(THE PROBLEM):
Below are records. Count every line containing the word "source" and give the number alone.

(GIVEN ENTRIES):
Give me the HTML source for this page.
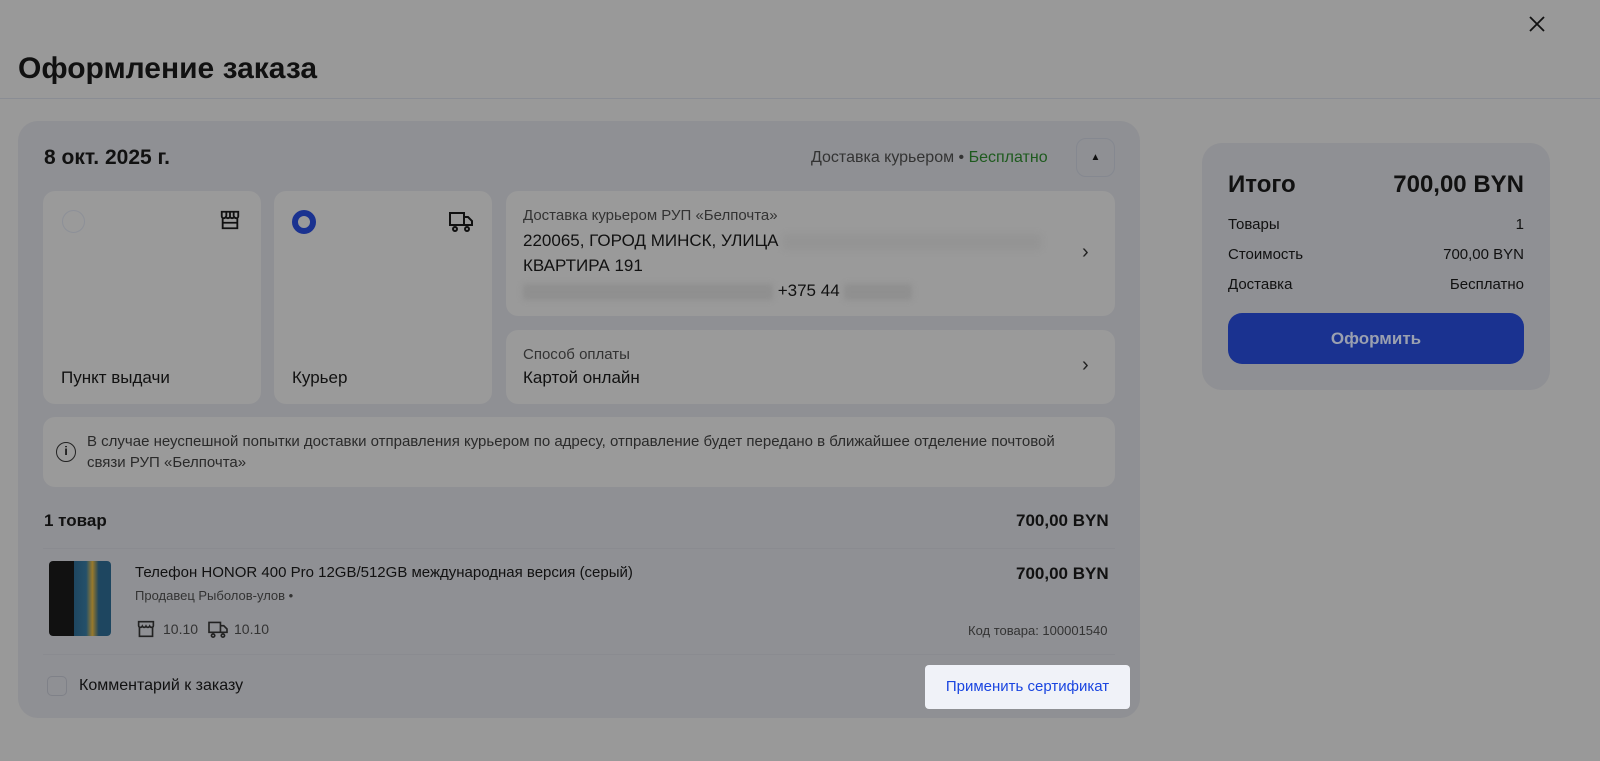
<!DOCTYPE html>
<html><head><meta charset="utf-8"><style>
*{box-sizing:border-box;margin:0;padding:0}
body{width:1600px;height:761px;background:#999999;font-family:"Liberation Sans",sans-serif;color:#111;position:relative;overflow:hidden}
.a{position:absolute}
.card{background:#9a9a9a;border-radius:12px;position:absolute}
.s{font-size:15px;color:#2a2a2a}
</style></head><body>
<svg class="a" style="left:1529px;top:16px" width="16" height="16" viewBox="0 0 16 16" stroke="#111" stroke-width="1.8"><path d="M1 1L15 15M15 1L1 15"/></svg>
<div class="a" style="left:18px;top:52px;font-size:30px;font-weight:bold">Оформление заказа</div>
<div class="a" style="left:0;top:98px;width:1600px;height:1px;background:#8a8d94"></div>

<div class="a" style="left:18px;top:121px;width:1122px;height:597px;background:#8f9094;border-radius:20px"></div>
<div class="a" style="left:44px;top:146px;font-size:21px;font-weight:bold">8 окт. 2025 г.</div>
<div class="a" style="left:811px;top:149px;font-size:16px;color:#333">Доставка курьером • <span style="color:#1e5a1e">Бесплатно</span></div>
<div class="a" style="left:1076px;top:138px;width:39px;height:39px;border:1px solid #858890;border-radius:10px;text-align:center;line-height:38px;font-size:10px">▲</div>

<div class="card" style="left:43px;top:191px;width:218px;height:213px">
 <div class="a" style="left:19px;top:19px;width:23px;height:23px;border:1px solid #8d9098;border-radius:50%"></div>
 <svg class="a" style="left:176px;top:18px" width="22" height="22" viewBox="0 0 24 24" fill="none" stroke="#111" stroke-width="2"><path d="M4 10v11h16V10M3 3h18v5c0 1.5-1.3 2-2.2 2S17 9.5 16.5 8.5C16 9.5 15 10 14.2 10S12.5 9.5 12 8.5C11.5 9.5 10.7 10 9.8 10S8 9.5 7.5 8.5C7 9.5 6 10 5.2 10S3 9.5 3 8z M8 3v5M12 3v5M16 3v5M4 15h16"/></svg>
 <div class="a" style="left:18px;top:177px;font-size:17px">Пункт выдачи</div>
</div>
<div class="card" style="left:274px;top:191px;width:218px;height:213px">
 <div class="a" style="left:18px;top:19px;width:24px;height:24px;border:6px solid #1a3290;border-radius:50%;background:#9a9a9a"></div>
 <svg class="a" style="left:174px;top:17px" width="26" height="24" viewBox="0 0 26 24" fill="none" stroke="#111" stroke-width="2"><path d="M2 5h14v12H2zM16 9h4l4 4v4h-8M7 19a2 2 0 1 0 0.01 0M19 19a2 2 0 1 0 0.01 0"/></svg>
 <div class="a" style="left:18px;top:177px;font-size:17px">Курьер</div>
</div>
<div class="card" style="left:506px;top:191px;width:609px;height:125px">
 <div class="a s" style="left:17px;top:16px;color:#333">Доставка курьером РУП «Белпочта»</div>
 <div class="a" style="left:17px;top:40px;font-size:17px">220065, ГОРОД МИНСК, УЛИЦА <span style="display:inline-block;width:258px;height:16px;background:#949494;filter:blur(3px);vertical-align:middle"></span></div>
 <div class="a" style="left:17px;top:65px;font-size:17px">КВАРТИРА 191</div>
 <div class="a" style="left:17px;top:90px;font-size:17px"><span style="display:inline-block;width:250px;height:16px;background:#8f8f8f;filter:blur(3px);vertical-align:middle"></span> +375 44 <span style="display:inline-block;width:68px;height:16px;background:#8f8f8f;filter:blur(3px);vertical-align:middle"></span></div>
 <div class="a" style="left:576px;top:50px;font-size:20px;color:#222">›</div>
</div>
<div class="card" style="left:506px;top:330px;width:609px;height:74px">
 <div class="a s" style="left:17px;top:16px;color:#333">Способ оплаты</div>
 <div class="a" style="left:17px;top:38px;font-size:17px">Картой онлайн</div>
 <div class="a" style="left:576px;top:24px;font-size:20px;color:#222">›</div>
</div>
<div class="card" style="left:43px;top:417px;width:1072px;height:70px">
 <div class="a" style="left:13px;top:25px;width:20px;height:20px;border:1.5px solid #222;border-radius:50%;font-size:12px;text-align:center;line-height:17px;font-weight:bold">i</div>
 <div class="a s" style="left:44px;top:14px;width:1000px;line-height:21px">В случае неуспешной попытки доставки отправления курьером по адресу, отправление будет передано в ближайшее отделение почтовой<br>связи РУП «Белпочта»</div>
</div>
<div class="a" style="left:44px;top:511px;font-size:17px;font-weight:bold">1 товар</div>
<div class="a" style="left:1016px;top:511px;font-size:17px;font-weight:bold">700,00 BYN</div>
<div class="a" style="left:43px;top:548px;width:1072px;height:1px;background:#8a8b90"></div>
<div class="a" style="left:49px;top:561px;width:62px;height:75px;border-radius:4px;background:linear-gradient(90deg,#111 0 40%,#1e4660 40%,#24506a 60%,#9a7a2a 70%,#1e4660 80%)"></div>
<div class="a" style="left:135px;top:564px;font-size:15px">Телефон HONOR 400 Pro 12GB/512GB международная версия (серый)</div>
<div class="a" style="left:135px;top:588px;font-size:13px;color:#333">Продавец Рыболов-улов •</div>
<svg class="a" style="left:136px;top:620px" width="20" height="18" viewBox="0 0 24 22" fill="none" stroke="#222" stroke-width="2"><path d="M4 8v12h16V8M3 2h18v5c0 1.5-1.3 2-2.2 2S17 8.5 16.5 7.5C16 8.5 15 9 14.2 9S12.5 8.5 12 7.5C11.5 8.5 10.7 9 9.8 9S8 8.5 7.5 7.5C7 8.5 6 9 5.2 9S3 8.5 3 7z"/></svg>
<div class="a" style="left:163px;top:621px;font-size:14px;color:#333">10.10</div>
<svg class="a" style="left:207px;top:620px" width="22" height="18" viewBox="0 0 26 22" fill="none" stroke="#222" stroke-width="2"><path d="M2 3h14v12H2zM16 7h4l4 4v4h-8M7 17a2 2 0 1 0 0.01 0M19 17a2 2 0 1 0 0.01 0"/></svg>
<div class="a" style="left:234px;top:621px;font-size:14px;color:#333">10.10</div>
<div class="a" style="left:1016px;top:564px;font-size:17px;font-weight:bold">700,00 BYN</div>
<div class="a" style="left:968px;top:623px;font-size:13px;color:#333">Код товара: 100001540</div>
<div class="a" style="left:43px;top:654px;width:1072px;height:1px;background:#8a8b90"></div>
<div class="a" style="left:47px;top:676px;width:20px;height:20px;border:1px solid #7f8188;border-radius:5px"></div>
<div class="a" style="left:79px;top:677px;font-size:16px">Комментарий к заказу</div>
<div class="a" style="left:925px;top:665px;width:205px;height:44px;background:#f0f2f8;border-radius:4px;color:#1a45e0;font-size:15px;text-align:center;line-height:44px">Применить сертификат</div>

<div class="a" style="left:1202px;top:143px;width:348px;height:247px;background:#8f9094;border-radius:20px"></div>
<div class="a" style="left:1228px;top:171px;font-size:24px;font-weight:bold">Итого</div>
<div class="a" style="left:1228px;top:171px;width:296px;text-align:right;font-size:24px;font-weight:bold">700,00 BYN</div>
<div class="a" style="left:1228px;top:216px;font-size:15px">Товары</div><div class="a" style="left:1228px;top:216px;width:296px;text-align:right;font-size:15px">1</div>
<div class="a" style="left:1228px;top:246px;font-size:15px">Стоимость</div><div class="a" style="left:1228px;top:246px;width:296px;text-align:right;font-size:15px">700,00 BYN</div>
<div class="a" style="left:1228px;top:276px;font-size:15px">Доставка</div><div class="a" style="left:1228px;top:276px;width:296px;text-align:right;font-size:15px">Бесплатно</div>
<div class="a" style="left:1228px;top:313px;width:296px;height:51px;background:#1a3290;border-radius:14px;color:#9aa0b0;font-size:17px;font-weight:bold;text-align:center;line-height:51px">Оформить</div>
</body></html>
--
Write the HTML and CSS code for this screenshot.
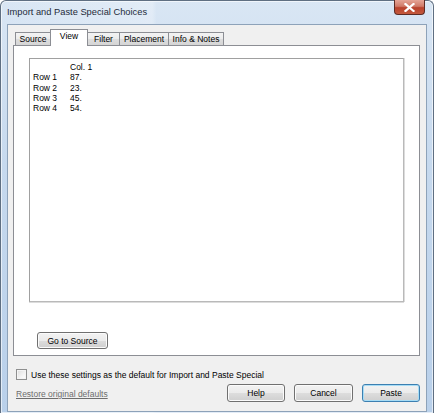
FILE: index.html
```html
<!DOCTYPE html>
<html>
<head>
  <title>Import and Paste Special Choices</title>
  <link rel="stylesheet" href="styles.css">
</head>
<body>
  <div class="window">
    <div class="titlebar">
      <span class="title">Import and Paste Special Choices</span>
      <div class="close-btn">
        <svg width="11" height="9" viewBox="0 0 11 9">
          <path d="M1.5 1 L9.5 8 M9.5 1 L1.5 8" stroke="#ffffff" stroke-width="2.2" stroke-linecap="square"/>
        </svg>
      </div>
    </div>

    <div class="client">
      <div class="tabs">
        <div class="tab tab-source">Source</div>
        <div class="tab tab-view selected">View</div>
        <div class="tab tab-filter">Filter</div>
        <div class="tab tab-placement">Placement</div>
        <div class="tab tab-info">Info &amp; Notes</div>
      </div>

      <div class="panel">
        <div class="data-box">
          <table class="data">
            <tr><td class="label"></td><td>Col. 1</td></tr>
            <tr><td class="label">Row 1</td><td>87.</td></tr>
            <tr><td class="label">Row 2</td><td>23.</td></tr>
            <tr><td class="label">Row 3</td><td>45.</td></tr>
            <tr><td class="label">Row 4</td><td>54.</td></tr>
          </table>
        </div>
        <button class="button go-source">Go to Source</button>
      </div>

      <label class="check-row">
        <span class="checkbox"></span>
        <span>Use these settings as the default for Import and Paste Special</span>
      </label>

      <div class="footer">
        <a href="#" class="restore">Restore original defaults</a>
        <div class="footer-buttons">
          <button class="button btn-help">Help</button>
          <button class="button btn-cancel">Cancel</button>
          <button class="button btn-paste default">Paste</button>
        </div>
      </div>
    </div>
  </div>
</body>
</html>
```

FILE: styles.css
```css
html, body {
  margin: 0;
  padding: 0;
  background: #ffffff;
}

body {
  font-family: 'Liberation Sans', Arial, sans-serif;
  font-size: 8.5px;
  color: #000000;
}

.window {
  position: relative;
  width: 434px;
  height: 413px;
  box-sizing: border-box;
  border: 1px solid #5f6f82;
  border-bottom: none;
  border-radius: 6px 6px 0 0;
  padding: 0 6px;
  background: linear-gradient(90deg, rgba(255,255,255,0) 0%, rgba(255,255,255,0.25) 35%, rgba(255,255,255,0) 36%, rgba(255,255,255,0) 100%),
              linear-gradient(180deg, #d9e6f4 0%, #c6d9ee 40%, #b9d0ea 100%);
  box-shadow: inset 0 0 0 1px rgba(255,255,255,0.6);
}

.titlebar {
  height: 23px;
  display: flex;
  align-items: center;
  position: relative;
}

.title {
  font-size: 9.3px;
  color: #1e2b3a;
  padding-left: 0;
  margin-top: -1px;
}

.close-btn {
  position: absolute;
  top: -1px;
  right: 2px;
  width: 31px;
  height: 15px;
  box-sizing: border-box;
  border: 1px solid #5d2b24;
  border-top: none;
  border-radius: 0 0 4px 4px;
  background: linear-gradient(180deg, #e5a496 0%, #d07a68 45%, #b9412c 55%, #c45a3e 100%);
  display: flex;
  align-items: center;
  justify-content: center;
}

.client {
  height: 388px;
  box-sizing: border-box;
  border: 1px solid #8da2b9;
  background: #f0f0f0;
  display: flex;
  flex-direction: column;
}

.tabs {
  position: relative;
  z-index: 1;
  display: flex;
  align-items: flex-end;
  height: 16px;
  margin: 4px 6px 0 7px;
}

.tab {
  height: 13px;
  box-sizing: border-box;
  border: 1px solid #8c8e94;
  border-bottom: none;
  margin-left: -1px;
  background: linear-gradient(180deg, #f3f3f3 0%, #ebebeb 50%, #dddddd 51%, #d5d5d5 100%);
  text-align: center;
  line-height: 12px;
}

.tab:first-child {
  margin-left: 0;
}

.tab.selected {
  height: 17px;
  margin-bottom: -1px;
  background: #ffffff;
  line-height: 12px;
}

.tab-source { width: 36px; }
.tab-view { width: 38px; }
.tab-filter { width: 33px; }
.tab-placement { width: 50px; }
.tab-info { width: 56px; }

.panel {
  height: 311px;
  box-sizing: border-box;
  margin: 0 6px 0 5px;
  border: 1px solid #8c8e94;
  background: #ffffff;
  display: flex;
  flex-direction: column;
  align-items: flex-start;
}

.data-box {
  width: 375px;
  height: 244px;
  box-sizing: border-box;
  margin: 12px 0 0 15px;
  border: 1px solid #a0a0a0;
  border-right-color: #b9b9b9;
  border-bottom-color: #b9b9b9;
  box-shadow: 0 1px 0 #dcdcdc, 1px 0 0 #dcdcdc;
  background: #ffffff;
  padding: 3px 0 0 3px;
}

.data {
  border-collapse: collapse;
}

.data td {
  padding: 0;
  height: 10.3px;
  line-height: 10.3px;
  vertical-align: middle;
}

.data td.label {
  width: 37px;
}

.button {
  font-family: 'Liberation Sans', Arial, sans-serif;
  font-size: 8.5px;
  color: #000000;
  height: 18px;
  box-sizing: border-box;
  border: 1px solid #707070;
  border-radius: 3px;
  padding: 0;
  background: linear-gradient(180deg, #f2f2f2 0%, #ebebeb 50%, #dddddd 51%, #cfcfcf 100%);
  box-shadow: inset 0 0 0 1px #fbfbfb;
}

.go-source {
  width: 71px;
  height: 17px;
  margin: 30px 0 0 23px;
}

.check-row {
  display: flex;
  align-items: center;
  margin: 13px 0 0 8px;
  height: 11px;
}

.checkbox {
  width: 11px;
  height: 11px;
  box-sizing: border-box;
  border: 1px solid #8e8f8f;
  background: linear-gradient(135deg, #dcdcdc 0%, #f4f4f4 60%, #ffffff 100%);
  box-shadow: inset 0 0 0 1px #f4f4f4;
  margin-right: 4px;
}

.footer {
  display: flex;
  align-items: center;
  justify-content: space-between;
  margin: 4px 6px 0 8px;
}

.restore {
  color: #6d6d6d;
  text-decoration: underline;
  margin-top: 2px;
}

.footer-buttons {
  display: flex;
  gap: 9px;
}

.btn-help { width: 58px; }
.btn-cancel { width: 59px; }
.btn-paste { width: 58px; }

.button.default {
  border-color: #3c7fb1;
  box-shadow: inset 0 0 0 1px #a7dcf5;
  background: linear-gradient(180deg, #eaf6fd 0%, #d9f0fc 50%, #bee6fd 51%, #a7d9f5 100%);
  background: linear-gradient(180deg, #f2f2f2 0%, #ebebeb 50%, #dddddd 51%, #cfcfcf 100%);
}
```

(RESULT OF THIS EXERCISE):
5